The Hilltop Institute at UMBC has just released a new Issue Brief entitled Lessons from the Implementation of the Maryland Kids First Act, which highlights key findings from Hilltop’s study that evaluated the Kids First outreach initiative. The overarching goal of the study was to evaluate the implementation of Kids First and how well the state achieved its goal of identifying and enrolling uninsured children who are eligible for Medicaid or the Children’s Health Insurance Program (CHIP) in order to glean lessons for not only Maryland, but also other states. This brief describes the factors that facilitated Kids First, as well as the key challenges that Maryland faced as it implemented the initiative.
The passage of the Kids First Act in 2008 made Maryland one of the first states in the country to use information from state income tax forms to identify and enroll Medicaid and CHIP-eligible children.

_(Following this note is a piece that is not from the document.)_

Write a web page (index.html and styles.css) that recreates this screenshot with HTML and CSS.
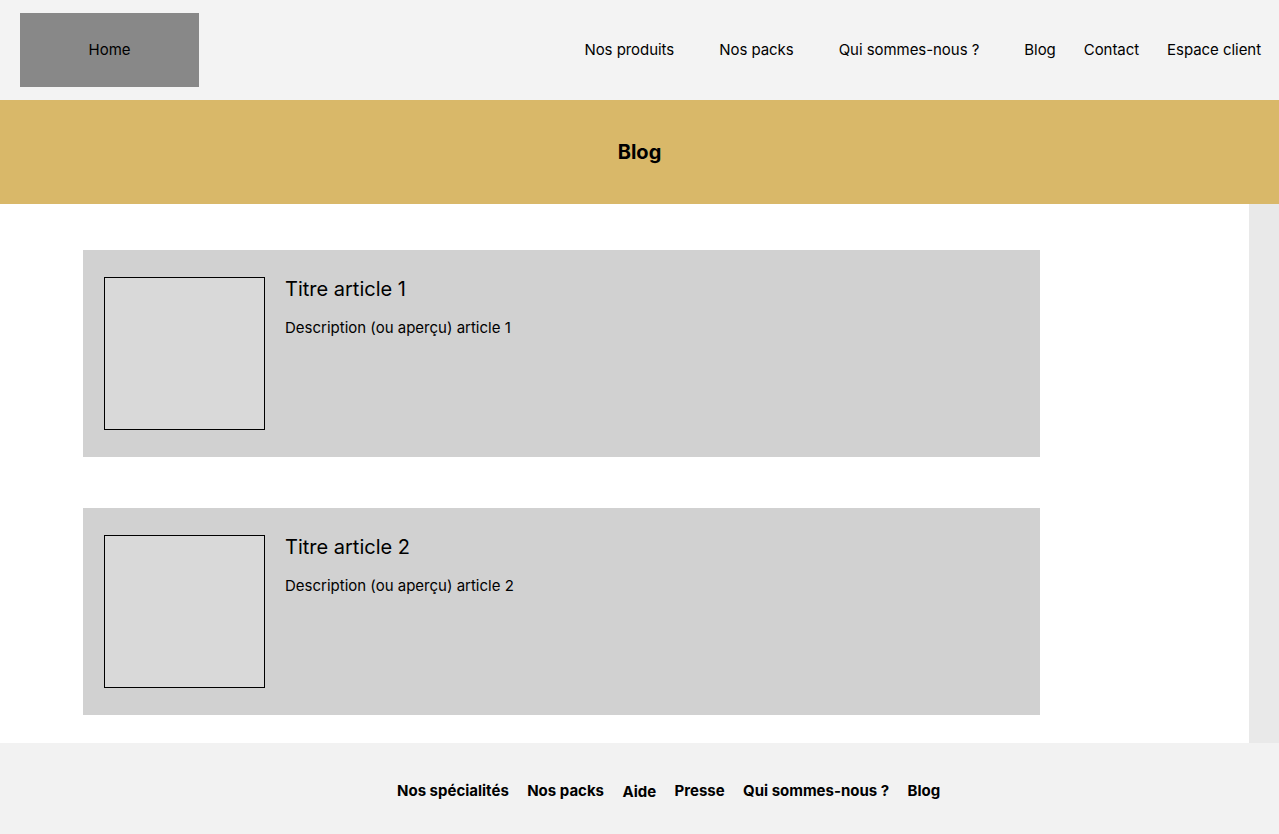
FILE: index.html
```html
<!DOCTYPE html>
<html lang="fr">
<head>
<meta charset="utf-8">
<title>Blog</title>
<link rel="stylesheet" href="styles.css">
</head>
<body>
<header class="topbar">
  <a class="home" href="#">Home</a>
  <nav class="nav">
    <a class="nav-link wide" href="#">Nos produits</a>
    <a class="nav-link wide" href="#">Nos packs</a>
    <a class="nav-link wide" href="#">Qui sommes-nous ?</a>
    <a class="nav-link" href="#">Blog</a>
    <a class="nav-link" href="#">Contact</a>
    <a class="nav-link last" href="#">Espace client</a>
  </nav>
</header>
<section class="banner"><h1>Blog</h1></section>
<div class="content">
  <main class="articles">
    <article class="card">
      <div class="thumb"></div>
      <div class="card-text">
        <h2>Titre article 1</h2>
        <p>Description (ou aperçu) article 1</p>
      </div>
    </article>
    <article class="card">
      <div class="thumb"></div>
      <div class="card-text">
        <h2>Titre article 2</h2>
        <p>Description (ou aperçu) article 2</p>
      </div>
    </article>
  </main>
  <aside class="sidebar"></aside>
</div>
<footer class="footer">
  <a href="#">Nos spécialités</a>
  <a href="#">Nos packs</a>
  <a href="#" class="low">Aide</a>
  <a href="#">Presse</a>
  <a href="#">Qui sommes-nous ?</a>
  <a href="#">Blog</a>
</footer>
</body>
</html>
```
FILE: styles.css
```css
* { box-sizing: border-box; }
html, body { margin: 0; padding: 0; }
body {
  font-family: Inter, "Liberation Sans", sans-serif;
  color: #000;
  background: #fff;
  width: 1279px;
}
a { color: #000; text-decoration: none; }

.topbar {
  height: 100px;
  background: #f3f3f3;
  display: flex;
  align-items: center;
  justify-content: space-between;
  padding-left: 20px;
  padding-right: 18px;
}
.home {
  width: 179px;
  height: 74px;
  background: #888888;
  display: flex;
  align-items: center;
  justify-content: center;
  font-size: 15px;
  margin-top: -1px;
}
.nav { display: flex; align-items: center; margin-top: -2px; }
.nav-link { font-size: 15px; margin-right: 28px; letter-spacing: -0.05px; }
.nav-link.wide { margin-right: 45px; }
.nav-link.last { margin-right: 0; }

.banner {
  height: 104px;
  background: #d9b869;
  display: flex;
  align-items: center;
  justify-content: center;
}
.banner h1 { margin: 0; font-size: 20px; font-weight: 700; }

.content { display: flex; }
.articles {
  flex: 1;
  padding: 46px 0 28px 83px;
  display: flex;
  flex-direction: column;
  gap: 51px;
}
.sidebar { width: 30px; background: #e9e9e9; }

.card {
  width: 957px;
  height: 207px;
  background: #d1d1d1;
  display: flex;
  padding: 27px 21px;
  gap: 20px;
}
.thumb {
  width: 161px;
  height: 153px;
  background: #d9d9d9;
  border: 1px solid #000;
  flex: none;
}
.card-text h2 {
  margin: 0;
  font-size: 20px;
  font-weight: 400;
  line-height: 24px;
}
.card-text p {
  margin: 18px 0 0;
  font-size: 15px;
  line-height: 18px;
}

.footer {
  height: 91px;
  background: #f2f2f2;
  display: flex;
  align-items: center;
  padding-left: 397px;
  padding-top: 3px;
  gap: 18.4px;
}
.footer a { font-size: 15px; font-weight: 700; }
.footer a.low { margin-top: 2px; }
```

As a result of this innovative approach, the Robert Wood Johnson Foundation’s State Health Access Reform Evaluation (SHARE) program commissioned the Maryland Department of Health and Mental Hygiene (DHMH) and its partner, The Hilltop Institute, to evaluate the outreach strategy. Hilltop Director of Medicaid Policy Studies David Idala, MA, is principal investigator of the study and research team leader.
This brief is the third that disseminates findings from Hilltop’s study. The first issue brief, published in 2009 and titled Using Information from Income Tax Forms to Target Medicaid and Chip Outreach: Preliminary Results of the Maryland Kids First Act, identifies ten lessons learned from the experience at that time, and addresses issues such as data sharing, health literacy, inclusion/exclusion criteria, tracking mechanisms, and the circumstances under which legislation was necessary in order to implement tax-based outreach.
The second brief, published in 2011 and titled Overcoming Interagency Data-Sharing Barriers: Lessons from the Maryland Kids First Act, describes interagency data-sharing barriers that researchers and state officials encountered as they implemented and evaluated the Maryland Kids First Act outreach initiative.